= WHAT YOU WILL DO =
Provide a single number: the count of lines containing the string "page".

------------

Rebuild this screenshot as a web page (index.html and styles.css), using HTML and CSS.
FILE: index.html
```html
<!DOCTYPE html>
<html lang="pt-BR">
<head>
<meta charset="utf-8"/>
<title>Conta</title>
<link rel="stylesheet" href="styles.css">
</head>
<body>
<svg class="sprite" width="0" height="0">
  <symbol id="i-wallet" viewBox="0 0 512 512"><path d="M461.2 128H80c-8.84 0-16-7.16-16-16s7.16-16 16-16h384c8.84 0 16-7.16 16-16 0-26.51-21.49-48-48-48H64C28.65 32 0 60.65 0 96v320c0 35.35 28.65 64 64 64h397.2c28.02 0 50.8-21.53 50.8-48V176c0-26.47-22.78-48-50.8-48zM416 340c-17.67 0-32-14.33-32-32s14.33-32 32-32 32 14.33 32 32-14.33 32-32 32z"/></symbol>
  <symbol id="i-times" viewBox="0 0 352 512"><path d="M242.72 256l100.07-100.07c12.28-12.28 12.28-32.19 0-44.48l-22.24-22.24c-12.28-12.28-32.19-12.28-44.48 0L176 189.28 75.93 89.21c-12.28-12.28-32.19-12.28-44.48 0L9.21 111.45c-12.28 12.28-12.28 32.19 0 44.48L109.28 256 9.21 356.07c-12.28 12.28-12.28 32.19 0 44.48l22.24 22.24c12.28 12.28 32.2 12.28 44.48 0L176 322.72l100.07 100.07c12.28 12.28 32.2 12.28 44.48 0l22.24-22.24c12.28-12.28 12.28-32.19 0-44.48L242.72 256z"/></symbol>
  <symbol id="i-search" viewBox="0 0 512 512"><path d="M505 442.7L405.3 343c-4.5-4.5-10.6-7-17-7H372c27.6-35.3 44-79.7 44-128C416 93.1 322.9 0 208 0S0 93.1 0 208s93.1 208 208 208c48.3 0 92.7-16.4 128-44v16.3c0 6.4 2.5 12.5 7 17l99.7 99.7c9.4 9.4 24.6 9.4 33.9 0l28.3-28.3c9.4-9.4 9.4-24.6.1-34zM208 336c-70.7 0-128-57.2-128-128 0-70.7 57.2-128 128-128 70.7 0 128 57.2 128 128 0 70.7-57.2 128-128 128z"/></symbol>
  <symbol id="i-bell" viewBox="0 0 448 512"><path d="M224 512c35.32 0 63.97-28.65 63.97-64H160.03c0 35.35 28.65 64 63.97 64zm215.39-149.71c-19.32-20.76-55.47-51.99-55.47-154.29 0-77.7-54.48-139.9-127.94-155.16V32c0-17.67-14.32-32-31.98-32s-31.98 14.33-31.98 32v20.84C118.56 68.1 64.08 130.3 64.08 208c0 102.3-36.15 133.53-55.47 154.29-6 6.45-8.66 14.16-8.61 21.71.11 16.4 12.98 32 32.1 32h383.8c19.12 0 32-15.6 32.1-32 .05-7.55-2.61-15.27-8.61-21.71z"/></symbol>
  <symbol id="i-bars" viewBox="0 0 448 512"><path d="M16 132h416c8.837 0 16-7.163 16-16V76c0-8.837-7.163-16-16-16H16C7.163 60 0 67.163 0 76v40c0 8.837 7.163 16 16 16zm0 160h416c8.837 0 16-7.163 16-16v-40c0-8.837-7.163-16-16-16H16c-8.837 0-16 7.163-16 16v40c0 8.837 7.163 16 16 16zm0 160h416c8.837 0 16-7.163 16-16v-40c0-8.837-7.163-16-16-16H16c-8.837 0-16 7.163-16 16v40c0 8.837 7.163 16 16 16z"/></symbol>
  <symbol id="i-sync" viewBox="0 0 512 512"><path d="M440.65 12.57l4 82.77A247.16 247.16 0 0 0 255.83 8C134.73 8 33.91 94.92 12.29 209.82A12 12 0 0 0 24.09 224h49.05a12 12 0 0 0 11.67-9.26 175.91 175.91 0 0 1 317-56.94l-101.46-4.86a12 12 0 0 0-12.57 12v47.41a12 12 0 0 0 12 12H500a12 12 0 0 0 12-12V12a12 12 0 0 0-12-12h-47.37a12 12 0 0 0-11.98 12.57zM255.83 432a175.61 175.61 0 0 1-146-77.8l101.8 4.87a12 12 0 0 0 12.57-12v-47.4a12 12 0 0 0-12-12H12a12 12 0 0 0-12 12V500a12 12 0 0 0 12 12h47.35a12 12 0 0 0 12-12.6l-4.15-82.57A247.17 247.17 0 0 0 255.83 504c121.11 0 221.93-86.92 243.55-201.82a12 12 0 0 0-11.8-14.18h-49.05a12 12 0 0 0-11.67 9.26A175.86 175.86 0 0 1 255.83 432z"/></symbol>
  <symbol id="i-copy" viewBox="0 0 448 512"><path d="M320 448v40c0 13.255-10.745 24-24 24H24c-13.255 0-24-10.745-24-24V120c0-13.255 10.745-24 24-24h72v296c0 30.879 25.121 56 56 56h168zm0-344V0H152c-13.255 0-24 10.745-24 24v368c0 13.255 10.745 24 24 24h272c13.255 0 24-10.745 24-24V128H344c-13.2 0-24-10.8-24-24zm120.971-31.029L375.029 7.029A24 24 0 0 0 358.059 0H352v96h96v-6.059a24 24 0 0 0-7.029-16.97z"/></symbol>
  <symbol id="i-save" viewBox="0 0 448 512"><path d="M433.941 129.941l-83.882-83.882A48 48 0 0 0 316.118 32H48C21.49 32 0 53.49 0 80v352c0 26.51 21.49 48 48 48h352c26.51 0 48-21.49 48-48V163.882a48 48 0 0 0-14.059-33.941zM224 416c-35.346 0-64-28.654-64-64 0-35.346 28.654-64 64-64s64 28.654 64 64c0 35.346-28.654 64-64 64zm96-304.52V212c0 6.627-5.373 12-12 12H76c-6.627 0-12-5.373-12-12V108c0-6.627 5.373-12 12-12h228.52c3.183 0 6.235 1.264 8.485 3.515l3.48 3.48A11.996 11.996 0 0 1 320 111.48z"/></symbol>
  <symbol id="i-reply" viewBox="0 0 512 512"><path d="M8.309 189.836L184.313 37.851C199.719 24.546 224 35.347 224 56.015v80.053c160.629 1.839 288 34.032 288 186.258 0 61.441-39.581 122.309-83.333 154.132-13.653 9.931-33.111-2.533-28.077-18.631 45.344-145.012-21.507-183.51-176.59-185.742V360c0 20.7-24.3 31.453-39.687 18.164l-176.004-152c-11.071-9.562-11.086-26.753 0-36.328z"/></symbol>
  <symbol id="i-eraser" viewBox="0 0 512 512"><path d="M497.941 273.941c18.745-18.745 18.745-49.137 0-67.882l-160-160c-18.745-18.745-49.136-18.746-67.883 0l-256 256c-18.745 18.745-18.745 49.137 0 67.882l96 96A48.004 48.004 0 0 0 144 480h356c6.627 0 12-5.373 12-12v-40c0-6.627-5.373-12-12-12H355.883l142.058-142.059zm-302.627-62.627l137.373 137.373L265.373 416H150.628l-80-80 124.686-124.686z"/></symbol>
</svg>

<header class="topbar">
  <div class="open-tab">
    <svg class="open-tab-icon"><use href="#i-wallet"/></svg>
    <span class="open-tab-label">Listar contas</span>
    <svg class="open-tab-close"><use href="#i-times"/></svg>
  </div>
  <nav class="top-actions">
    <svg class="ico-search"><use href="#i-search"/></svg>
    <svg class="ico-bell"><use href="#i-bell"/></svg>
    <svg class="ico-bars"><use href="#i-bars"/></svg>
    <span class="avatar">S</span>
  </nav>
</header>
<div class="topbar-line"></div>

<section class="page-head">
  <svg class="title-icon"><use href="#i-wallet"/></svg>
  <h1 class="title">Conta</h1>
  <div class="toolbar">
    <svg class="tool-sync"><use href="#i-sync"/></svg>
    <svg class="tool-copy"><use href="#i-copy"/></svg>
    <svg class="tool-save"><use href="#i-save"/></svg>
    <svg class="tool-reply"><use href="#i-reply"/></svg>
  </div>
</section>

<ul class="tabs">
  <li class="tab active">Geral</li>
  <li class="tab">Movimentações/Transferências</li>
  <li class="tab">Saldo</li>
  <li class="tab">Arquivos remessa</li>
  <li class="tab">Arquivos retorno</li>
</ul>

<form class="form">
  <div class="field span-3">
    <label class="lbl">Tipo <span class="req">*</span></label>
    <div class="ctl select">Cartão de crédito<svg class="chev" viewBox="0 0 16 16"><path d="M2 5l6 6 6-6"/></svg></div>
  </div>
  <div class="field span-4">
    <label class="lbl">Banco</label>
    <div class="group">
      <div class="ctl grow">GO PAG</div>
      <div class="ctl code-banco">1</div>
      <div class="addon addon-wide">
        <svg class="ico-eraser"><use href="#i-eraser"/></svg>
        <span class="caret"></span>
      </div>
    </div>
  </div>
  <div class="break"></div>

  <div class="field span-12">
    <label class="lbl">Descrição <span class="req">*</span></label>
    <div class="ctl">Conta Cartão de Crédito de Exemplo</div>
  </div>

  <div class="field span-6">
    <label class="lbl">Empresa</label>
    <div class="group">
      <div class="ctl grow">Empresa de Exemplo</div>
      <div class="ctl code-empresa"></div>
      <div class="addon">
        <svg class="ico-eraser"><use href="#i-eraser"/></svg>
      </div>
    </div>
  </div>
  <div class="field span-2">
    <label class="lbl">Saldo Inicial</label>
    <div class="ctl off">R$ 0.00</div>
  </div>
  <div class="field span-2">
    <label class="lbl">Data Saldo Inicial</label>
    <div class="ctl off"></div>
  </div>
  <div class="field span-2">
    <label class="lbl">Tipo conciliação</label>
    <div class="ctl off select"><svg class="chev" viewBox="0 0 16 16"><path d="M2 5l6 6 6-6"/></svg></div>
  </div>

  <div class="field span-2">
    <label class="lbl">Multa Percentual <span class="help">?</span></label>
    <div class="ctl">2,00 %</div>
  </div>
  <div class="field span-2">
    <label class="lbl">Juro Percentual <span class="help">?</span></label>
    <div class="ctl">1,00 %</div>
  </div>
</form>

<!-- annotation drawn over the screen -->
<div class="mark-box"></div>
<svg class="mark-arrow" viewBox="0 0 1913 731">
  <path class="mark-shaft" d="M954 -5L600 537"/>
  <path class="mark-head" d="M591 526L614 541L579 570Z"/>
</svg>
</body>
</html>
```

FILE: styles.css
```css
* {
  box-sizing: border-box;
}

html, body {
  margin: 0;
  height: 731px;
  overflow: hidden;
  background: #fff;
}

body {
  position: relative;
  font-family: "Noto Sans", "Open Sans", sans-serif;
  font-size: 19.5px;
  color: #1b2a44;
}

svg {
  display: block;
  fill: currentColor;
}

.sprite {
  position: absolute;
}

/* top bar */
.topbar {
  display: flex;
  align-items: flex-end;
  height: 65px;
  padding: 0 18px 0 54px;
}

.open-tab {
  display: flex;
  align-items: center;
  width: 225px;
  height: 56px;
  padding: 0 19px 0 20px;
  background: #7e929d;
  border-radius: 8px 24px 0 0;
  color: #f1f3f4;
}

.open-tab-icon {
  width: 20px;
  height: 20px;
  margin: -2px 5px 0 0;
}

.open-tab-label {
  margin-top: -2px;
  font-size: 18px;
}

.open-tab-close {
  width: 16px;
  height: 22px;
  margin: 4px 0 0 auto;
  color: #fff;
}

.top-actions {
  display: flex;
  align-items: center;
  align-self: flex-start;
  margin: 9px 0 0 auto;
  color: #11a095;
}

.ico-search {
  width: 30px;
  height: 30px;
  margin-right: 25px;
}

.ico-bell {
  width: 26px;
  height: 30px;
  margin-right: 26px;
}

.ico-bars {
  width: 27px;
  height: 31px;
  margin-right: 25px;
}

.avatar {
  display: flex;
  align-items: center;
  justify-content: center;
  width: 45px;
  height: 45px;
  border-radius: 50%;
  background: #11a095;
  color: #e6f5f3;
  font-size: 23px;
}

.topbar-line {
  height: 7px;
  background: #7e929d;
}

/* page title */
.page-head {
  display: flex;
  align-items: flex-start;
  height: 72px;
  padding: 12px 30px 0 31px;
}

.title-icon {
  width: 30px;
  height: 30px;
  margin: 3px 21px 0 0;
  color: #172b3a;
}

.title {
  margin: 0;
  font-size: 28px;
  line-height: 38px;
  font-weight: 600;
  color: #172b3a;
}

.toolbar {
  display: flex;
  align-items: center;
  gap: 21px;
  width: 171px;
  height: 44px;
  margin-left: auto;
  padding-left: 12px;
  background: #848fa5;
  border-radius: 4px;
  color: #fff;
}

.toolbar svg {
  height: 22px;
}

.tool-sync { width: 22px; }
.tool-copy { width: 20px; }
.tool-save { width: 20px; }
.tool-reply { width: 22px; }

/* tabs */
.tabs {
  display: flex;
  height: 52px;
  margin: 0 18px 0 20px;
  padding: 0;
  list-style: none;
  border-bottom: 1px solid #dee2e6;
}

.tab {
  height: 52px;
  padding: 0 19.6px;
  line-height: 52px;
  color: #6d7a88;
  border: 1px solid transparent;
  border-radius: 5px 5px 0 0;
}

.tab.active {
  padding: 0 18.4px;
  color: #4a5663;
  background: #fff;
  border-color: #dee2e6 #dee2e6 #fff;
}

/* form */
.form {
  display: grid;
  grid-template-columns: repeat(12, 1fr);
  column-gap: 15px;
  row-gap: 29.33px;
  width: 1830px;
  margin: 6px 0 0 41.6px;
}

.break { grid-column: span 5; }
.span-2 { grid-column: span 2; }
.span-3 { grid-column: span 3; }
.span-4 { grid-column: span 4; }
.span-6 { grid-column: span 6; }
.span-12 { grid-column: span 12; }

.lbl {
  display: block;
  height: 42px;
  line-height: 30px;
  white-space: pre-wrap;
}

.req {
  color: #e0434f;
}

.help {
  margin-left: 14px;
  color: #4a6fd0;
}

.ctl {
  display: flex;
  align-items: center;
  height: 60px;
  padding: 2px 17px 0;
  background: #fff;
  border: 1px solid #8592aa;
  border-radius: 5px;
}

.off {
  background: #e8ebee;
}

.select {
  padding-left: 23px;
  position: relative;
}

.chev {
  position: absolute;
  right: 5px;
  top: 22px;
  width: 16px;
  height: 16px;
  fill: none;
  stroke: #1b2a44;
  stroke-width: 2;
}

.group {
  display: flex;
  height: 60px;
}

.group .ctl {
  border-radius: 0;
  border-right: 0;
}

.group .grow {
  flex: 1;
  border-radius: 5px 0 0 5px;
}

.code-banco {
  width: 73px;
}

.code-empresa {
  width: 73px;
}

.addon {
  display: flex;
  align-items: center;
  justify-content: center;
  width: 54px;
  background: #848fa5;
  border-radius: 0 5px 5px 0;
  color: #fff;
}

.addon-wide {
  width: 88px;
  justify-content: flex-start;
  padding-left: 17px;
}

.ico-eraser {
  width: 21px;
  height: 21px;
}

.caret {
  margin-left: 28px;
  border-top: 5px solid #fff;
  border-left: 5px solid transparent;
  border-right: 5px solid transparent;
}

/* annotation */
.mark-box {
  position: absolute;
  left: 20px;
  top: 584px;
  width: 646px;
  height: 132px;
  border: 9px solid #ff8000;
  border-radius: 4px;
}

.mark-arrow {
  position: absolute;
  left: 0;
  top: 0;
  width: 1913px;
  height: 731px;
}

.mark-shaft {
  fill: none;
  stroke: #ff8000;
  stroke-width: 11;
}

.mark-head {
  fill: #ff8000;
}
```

------------

= PROBLEM SOLUTION =
4